No BLW não vamos pôr alimentos sólidos na boca do bebé, vamos disponibilizá-los frente ao bebé que tem de estar 100% no controlo. Isto faz com que aquele bebé que ainda tem o reflexo de extrusão da língua, que ainda não está pronto para estes alimentos, não vai conseguir pô-los na boca. Se eu vou tentar pôr na boca esses alimentos, aí sim aumento o engasgamento.

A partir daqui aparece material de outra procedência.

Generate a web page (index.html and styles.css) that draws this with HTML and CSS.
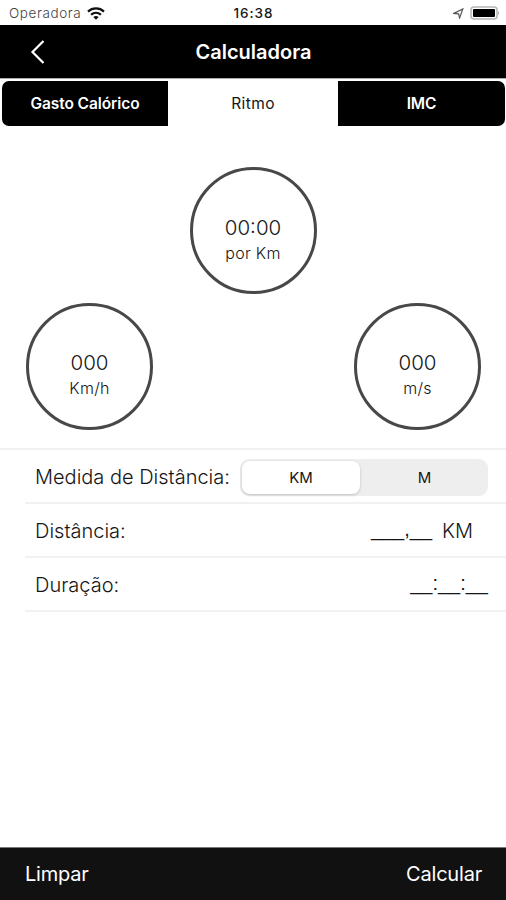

Esta questão do engasgamento e dos sólidos não está relacionada com o BLW, as pessoas é que levam o tema para aí. Normalmente, o bebé faz seis meses e começa a introdução alimentar. Os pais e avós estão desejosos de oferecerem algo sólido à criança e dão-lhe uma côdea de pão. Esta, pode aumentar o risco de engasgamento e é isso que vai acontecer muitas vezes. O bebé terá reflexo de vómito, o que assusta. E somos levados a pensar: “se dei a côdea de pão e se o bebé se engasgou como é que agora lhe vou dar os outros alimentos’”. O que terei de fazer é escolher alimentos com formatos e consistências adequadas à idade do bebé.
No BLW não vamos pôr alimentos sólidos na boca do bebé, vamos disponibilizá-los frente ao bebé que tem de estar 100% no controlo.
Há uma altura em que damos os filhos ao mundo, para os infantários, amas. Uma realidade que extrapolará o nosso controlo doméstico. É possível nestes contextos manter o BLW?
É uma limitação. A partir do momento em que deixamos de estar com o bebé e temos de o levar para os infantários, avós, a ama, podemos já não conseguir manter estar abordagem, mas depende também de que com que idade é que o bebé vai. No livro apresento caminhos para cada família ver consoante a idade e contextos. Com os avós surgem expressões curiosas: "ah, mas filha eu já fazia isto contigo, quando eras bebé também te oferecíamos o arroz" e começam a contar essas histórias.
Mesmo em relação aos infantários e creches, costumo sempre dizer que não os vejam como algo que vai dificultar. Os infantários são promotores de autonomia das crianças. Provavelmente não vão conseguir introduzir o BLW aos seis meses. Tenho muito relatos a esse propósito: "responderam-me no infantário que não temos pessoal suficiente". Aí digo: "o que dá mais trabalho, a educadora e auxiliar estarem a alimentar à colher uma criança de cada vez, ou pôr as crianças todas sentadinhas e disponibilizar-lhes os alimentos?”. É importante a educadora e a auxiliar estarem a almoçar nessa altura.
Por vezes, basta olharmos para a realidade com outros olhos. Mas somos animais de hábitos e mudar comportamentos não é fácil.
No seu livro também nos apresenta receitas para toda a família. Há inclusivamente um guacamole…
Não sou nutricionista, nem profissional de cozinha, mas muitas vezes procuram-me para aconselhar livros de receitas. Estão à espera que recomende um livro de receitas para os seis meses de idade. Mas não o faço [risos]. O que há a fazer é partir de receitas comuns e adaptá-las. Quis, com o meu livro, dar a perspetiva do que podemos fazer no que toca a comida e apresento um plano semanal de pequeno-almoço, almoço e jantar.